I would highly recommend this book.
Harp of Burma Review
Harp of Burma
10th - 12th Family and Consumer Science
Chartiers Valley High School
Harp of Burma by Michio Takeyama is a story of humanity overcoming struggles and a priceless lesson of loyalty and patriotism.
The novel follows the experiences of a company of Japanese soldiers as the war is ending and the men are getting ready to surrender to the British. The soldiers have learned to use music (sing, make and play instruments) to get out of predicaments and to keep up their morale. Private Mizushima becomes a harp player who is asked to talk down a group of Japanese soldiers. He is unable to convince the group to surrender in the thirty minutes the British has given him and he decides to ask for more time. The group of Japanese soldiers mistakes this as surrender and they beat Mizushima and leave him in the cave. Upon awakening, he is sickened when he sees all of the corpses left on the ground and he decides to help bury the bodies and pray for them.

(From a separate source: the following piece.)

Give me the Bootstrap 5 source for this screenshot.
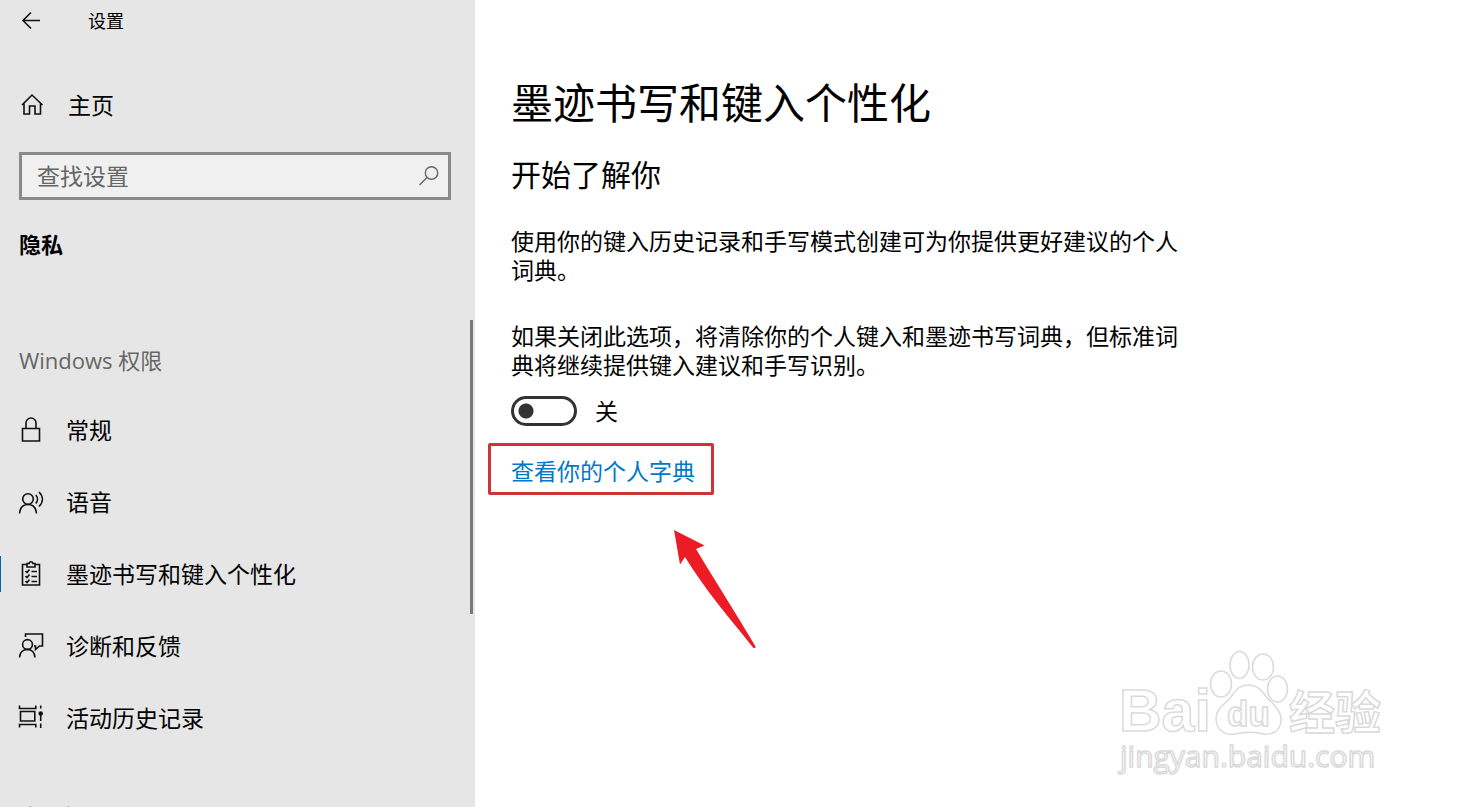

He continues this mission and finally tells his company of fellow soldiers that he must continue to bury the dead while studying as a monk and promote peace among mankind thus not returning to Japan with them.
The atrocities of war especially by the Japanese are well documented. This novel gives an insight to the Japanese soldiers as human who have feelings and a desire for peace rather than the typical villain - a lesson that shows the complexities of war.
The novel also incorporates Buddhism with the introduction to Buddhist monks and temples. Mizushisma actually dresses like a monk as he scouts for danger with his harp. It is mentioned in the third chapter how the Japanese soldiers were impressed with how the country of Burma respect the priesthood and give alms.
This is a moving novel that students in the 8th and above will enjoy. It is a short read and has many talking points for the student about the complexities of war, Buddhism religion and loyalty to a group before themselves. I highly recommend this novel. (The movie is also highly recommended and may be shown after reading the novel.)